Le traité de paix masque également le fiasco qu’est devenu l’« accord du siècle ». En prétendant avoir arrêté le projet d’annexion controversé, les États-Unis tenteront de ressusciter ce cadre moribond. Dans le même temps, cela permet à Trump de renforcer sa position dans des portions de son électorat. Il permet à l’administration de retrouver une certaine crédibilité parmi des juifs libéraux souhaitant voir une paix collective au Proche-Orient tout en rassurant les militants sionistes sur le fait que les revendications d’Israël sur la Cisjordanie restent d’actualité.

Vers un « printemps palestinien » ?

En fin de compte, les vrais perdants du traité de paix restent les Palestiniens. Ils vont continuer à lutter pour obtenir les éléments constitutifs d’un État viable, y compris le droit au retour, une capitale à Jérusalem-Est et la fin de l’occupation illégale de leurs terres par Israël. Si, à court terme, les EAU, Israël et les États-Unis tirent des avantages stratégiques de l’accord, la question d’un avenir palestinien à long terme reste ouverte.

Laissée en marge des équilibres régionaux, la lutte palestinienne aura besoin d’un nouveau soulèvement. Il est à espérer qu’il ne prenne pas la forme d’une troisième Intifada, mais plutôt d’une version palestinienne du printemps arabe. Cela signifierait le rajeunissement du personnel politique palestinien et l’installation d’un leadership plus responsable et plus représentatif, soutenu par une résistance solidaire dans toute la société palestinienne.
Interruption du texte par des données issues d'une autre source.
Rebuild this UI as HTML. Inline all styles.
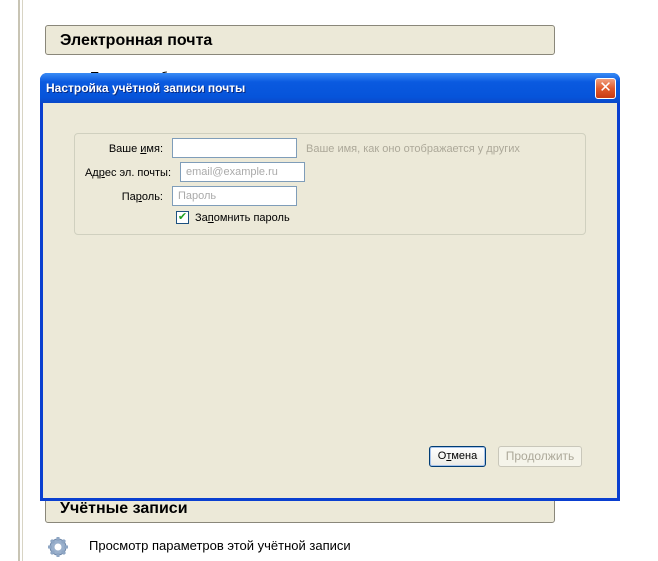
<!DOCTYPE html><html><head><meta charset="utf-8"><style>
body{margin:0;width:658px;height:561px;background:#fff;position:relative;overflow:hidden;font-family:Tahoma,"Liberation Sans","DejaVu Sans",sans-serif;}
.a{position:absolute}
.hdr{position:absolute;left:45px;width:510px;background:#ece9d8;border:1px solid #8a877a;border-radius:3px;font-weight:bold;font-size:16px;padding-left:14px;box-sizing:border-box}
.inp{position:absolute;height:20px;border:1px solid #7f9db9;background:#fff;box-sizing:border-box;font-size:11px;color:#aaa;padding:3px 0 0 5px}
.lbl{position:absolute;font-size:11px;color:#000;text-align:right}
</style></head><body>
<div class="a" style="left:18px;top:0;width:2px;height:561px;background:#c8c4b4"></div>
<div class="a" style="left:22px;top:0;width:1px;height:561px;background:#d8d4c4"></div>
<div class="hdr" style="top:25px;height:30px;line-height:29px">Электронная почта</div>
<div class="a" style="left:90px;top:69px;font-size:13px">Просмотр об</div>
<div class="hdr" style="top:495px;height:28px;line-height:26px">Учётные записи</div>
<svg class="a" style="left:45px;top:535px" width="26" height="24" viewBox="0 0 26 24"><g fill="#9ab0cc" stroke="#6d86a8" stroke-width="1"><circle cx="13" cy="12" r="8"/><g stroke-width="3" stroke="#8ea6c4"><path d="M13 2v4M13 18v4M3 12h4M19 12h4M6 5l3 3M17 16l3 3M20 5l-3 3M9 16l-3 3"/></g></g><circle cx="13" cy="12" r="3.5" fill="#fff"/></svg>
<div class="a" style="left:89px;top:538px;font-size:13px">Просмотр параметров этой учётной записи</div>
<div class="a" style="left:40px;top:73px;width:580px;height:428px;background:#0a3fd0;border-radius:7px 7px 0 0;box-sizing:border-box">
 <div class="a" style="left:0;top:0;width:580px;height:30px;border-radius:7px 7px 0 0;background:linear-gradient(#3a8cf5,#0a5ae0 30%,#0654da 80%,#0a48c8)"></div>
 <div class="a" style="left:6px;top:8px;color:#fff;font-weight:bold;font-size:12px;text-shadow:1px 1px #0a2a80">Настройка учётной записи почты</div>
 <div class="a" style="left:555px;top:5px;width:21px;height:21px;background:linear-gradient(#f0a080,#e05a2c 50%,#c83a14);border:1px solid #fff;border-radius:3px;box-sizing:border-box;color:#fff;font-size:15px;font-weight:bold;text-align:center;line-height:18px">✕</div>
 <div class="a" style="left:3px;top:30px;width:574px;height:395px;background:#ece9d8"></div>
</div>
<div class="a" style="left:74px;top:133px;width:512px;height:102px;border:1px solid #d0d0bf;border-radius:4px;box-sizing:border-box"></div>
<div class="lbl" style="left:80px;top:143px;width:83px">Ваше <u>и</u>мя:</div>
<div class="inp" style="left:172px;top:138px;width:125px"></div>
<div class="a" style="left:306px;top:143px;font-size:11px;color:#aca899">Ваше имя, как оно отображается у других</div>
<div class="lbl" style="left:76px;top:167px;width:95px">Ад<u>р</u>ес эл. почты:</div>
<div class="inp" style="left:180px;top:162px;width:125px">email@example.ru</div>
<div class="lbl" style="left:80px;top:191px;width:83px">Па<u>р</u>оль:</div>
<div class="inp" style="left:172px;top:186px;width:125px">Пароль</div>
<div class="a" style="left:176px;top:211px;width:13px;height:13px;border:1px solid #1c5180;background:#fff;box-sizing:border-box;color:#21a121;font-size:11px;line-height:11px;text-align:center;font-weight:bold">✔</div>
<div class="a" style="left:195px;top:212px;font-size:11px">За<u>п</u>омнить пароль</div>
<div class="a" style="left:429px;top:446px;width:57px;height:21px;border:1px solid #003c74;border-radius:3px;background:linear-gradient(#fff,#ecebe6);box-shadow:inset 0 0 0 1px #a8c4ec;box-sizing:border-box;font-size:11px;text-align:center;line-height:19px">О<u>т</u>мена</div>
<div class="a" style="left:498px;top:446px;width:84px;height:21px;border:1px solid #c9c7ba;border-radius:3px;background:#f5f4ea;box-sizing:border-box;font-size:12px;color:#aca899;text-align:center;line-height:19px">Продолжить</div>
</body></html>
Cela signifierait également que les Palestiniens s’adressent, au-delà du Proche-Orient, au reste du monde, car le soutien public international à un État palestinien reste toujours élevé. La véritable récupération des droits des Palestiniens n’est sans doute plus liée à une solution à deux États, car cette option est effectivement morte, mais doit plutôt viser, désormais, à une solution dans le cadre d’un seul État.